Will it ever be possible to end the dictatorship? Perhaps not with the vote. Look at what the Civil Rights Commission, the New York Times and the BBC said about the 2000 Florida vote: there was methodical disenfranchisement of many thousands of voters. As matters stand, George W. Bush received a minority of the votes cast nationwide, but still gained office.
Now, we find that voting machines, for example, in Nebraska, are owned by companies controlled by candidates who received upset victories in the midterm election. To read more about this outrageous situation, click here.
If the vote is lost to us, and our leadership is willing to manipulate us using terror attacks that kill thousands, where will it end for the United States of America?
The new act is not intended to prevent terrorism, not if we are to take the president at his word.

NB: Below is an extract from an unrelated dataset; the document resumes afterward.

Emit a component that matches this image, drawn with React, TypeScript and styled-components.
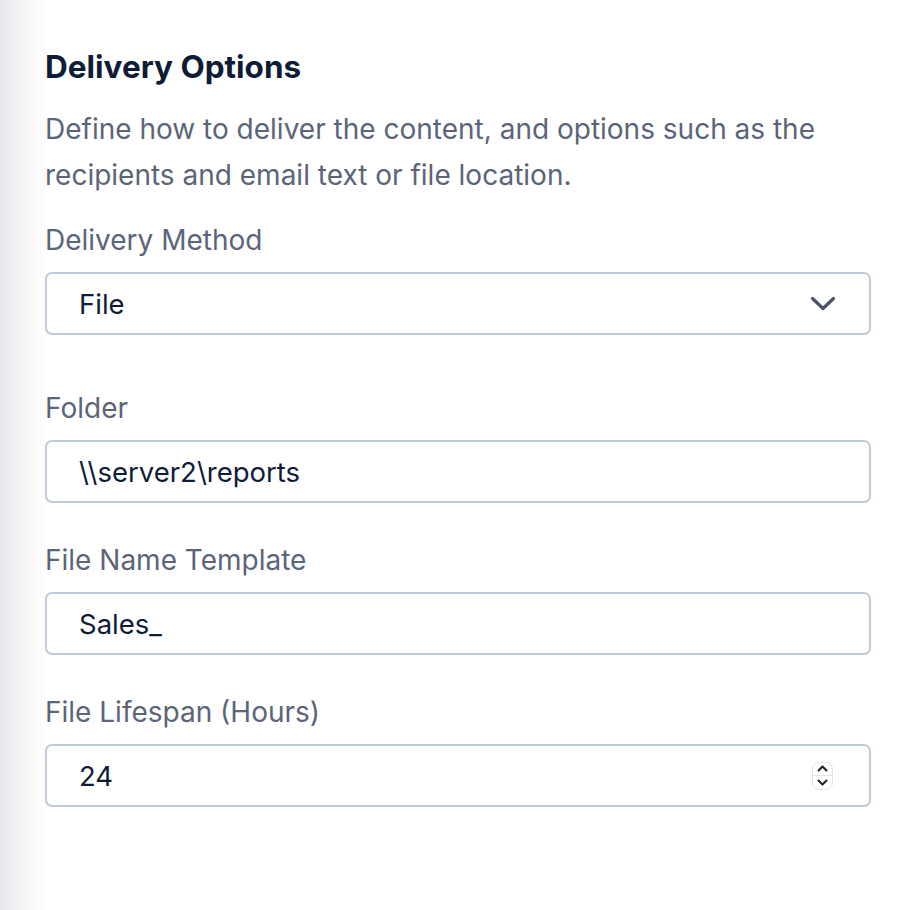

He has said that the destruction of Saddam Hussein’s regime is to reduce the threat of terrorism. So why have a bill waiting in the wings to combat terrorism at a time when terrorism is supposed to be on the wane?
Because the bill has nothing to do with combating terrorism, and everything to do with stealing our freedoms under the pretext of a national emergency, or through the creation of a false national emergency. It is not about protecting us. It is about capturing us.
I called the present bill a terror worse than the Nazi ‘Night and Fog’ edict that established secret arrest throughout the German Reich of 1941. To read the decree this is the ancestor of the Domestic Security Enhancement Act, that caused people all over Europe to disappear into the German enforcement apparatus, click here. Reflect that it is in one crucial way NOT as draconian as the DSEA. Provision III does not go as far as the proposed act. It requires the authorities to tell inquiring parties that victims have been arrested. The secret arrest provisions in the DSEA offer no such relief. Under the DSEA, people will disappear without a word to anybody.